Volterra sits on a dramatic ridge in the Colline Metallifere — the metalliferous hills of central Tuscany — and has a brooding, windswept quality that sets it apart from the sun-drenched softness of the Val d’Orcia villages. Its history runs extraordinarily deep: significant Etruscan remains, a Roman theater, a medieval old town, and alabaster workshops that have been operating here for centuries. It is less visited than San Gimignano despite being equally rewarding, and its relative quiet makes wandering the narrow streets feel genuinely exploratory. The views from the Etruscan walls at sunset, with the Tuscan hills rolling away in every direction, are unforgettable.

7. Monteriggioni

Few sights in all of Tuscany are as immediately arresting as Monteriggioni — a perfectly intact medieval walled village rising from the crest of a low hill in the Chianti countryside between Florence and Siena. Its 14 towers and complete circuit of walls have survived virtually unchanged since the 13th century, and Dante himself referenced them in the Inferno. The village inside the walls is tiny — just a central piazza, a Romanesque church, a handful of restaurants and wine shops — but that is precisely the point. Monteriggioni is not a place to spend a week; it is a place to arrive at golden hour, walk the walls, drink the local Chianti, and feel the full weight of medieval Tuscany pressing in around you.

monteriggioni

8. Castellina in Chianti

For those who want to experience the Chianti Classico wine country in a village setting that retains real local life rather than existing primarily for tourists, Castellina is the answer. It sits at the heart of the Chianti Classico zone between Florence and Siena, surrounded by some of the most celebrated vineyards in Italy. The village has a covered medieval walkway — the Via delle Volte — that runs along the inside of the old town walls, and the surrounding countryside offers endless cycling and hiking through vineyards and olive groves. It is a place to use as a base for several days rather than a quick stop, and the quality of the local food and wine justifies the approach entirely.

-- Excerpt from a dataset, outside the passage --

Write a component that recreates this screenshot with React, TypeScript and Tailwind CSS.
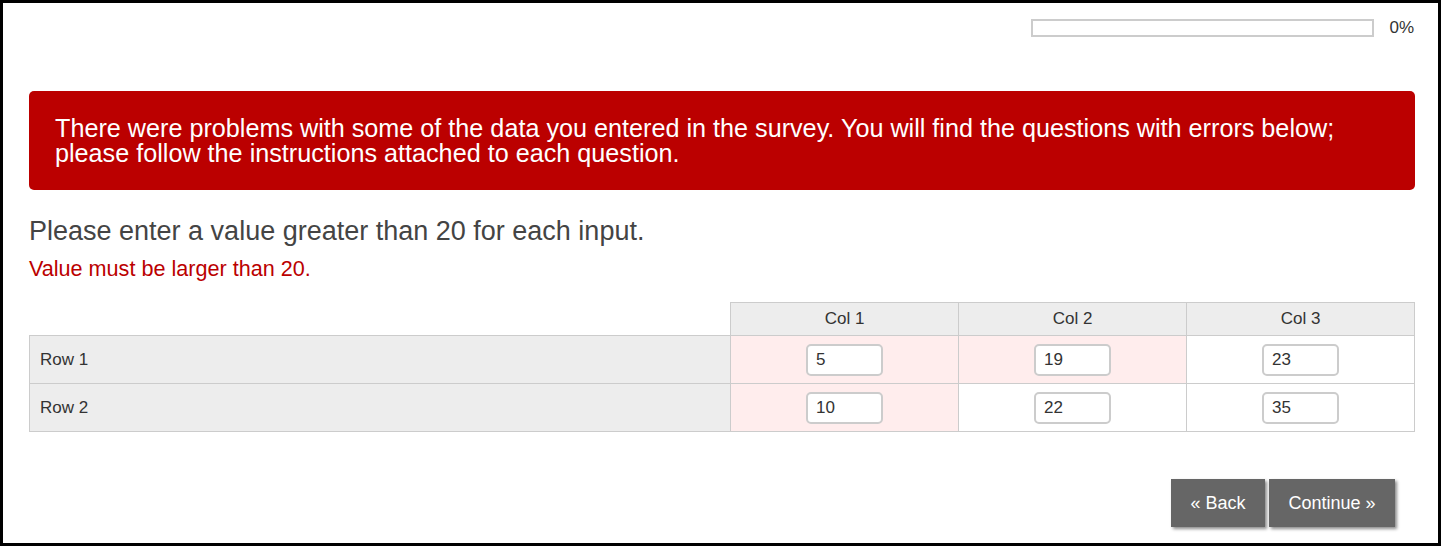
const rows = [
  { label: 'Row 1', cells: [{ v: '5', err: true }, { v: '19', err: true }, { v: '23', err: false }] },
  { label: 'Row 2', cells: [{ v: '10', err: true }, { v: '22', err: false }, { v: '35', err: false }] },
]

const cols = ['Col 1', 'Col 2', 'Col 3']

export default function App() {
  return (
    <div
      className="w-[1441px] h-[546px] border-[3px] border-black bg-white pl-[26px] pr-[23px] pt-[16px] text-[#333]"
      style={{ fontFamily: '"Liberation Sans", Arial, sans-serif' }}
    >
      {/* progress */}
      <div className="flex h-[18px] items-center justify-end gap-[15px] pr-px">
        <div className="h-[18px] w-[343px] border-2 border-[#ccc] bg-white" />
        <span className="text-[17px] leading-[20px] text-[#333]">0%</span>
      </div>

      {/* error banner */}
      <div className="mt-[54px] rounded-[5px] bg-[#bb0000] px-[26px] pt-[25px] pb-[24px] text-[25.2px] leading-[25px] text-white">
        <div>There were problems with some of the data you entered in the survey. You will find the questions with errors below;</div>
        <div>please follow the instructions attached to each question.</div>
      </div>

      <div className="mt-[26px] text-[27px] leading-[31px] text-[#444]">
        Please enter a value greater than 20 for each input.
      </div>
      <div className="mt-[10px] text-[21.6px] leading-[24px] text-[#bb0000]">Value must be larger than 20.</div>

      {/* matrix */}
      <div className="mt-[21px] text-[17px] text-[#333]">
        <div className="flex h-[33px]">
          <div className="w-[701px]" />
          {cols.map((c, i) => (
            <div
              key={c}
              className={`flex items-center justify-center border-t border-l border-[#ccc] bg-[#ededed] ${
                i === 2 ? 'w-[229px] border-r' : 'w-[228px]'
              }`}
            >
              {c}
            </div>
          ))}
        </div>
        {rows.map((r, ri) => (
          <div key={r.label} className={`flex ${ri === 1 ? 'h-[49px] border-b border-[#ccc]' : 'h-[48px]'}`}>
            <div className="flex w-[701px] items-center border-t border-l border-[#ccc] bg-[#ededed] pl-[10px]">
              {r.label}
            </div>
            {r.cells.map((c, i) => (
              <div
                key={i}
                className={`flex items-center justify-center border-t border-l border-[#ccc] ${
                  c.err ? 'bg-[#ffeded]' : 'bg-white'
                } ${i === 2 ? 'w-[229px] border-r' : 'w-[228px]'}`}
              >
                <input
                  defaultValue={c.v}
                  className="h-[32px] w-[77px] rounded-[5px] border-2 border-[#ccc] bg-white pl-[8px] text-[17px] text-[#333] outline-none"
                />
              </div>
            ))}
          </div>
        ))}
      </div>

      {/* nav */}
      <div className="mt-[47px] flex justify-end gap-[4px] pr-[20px]">
        <button className="h-[48px] w-[94px] bg-[#666] text-[18px] text-white shadow-[2px_2px_3px_rgba(0,0,0,0.45)]">
          « Back
        </button>
        <button className="h-[48px] w-[126px] bg-[#666] text-[18px] text-white shadow-[2px_2px_3px_rgba(0,0,0,0.45)]">
          Continue »
        </button>
      </div>
    </div>
  )
}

Tips for visiting Tuscany’s villages: Late April through early June and September through October offer the best combination of pleasant weather, manageable crowds, and stunning light. A rental car is essentially mandatory for village-hopping — public transport connects the larger towns but leaves the smaller gems largely inaccessible. Many of these villages are small enough to explore fully on foot in an afternoon, making it entirely feasible to visit two or three in a single day if you plan your route carefully along the Via Francigena or through the Val d’Orcia.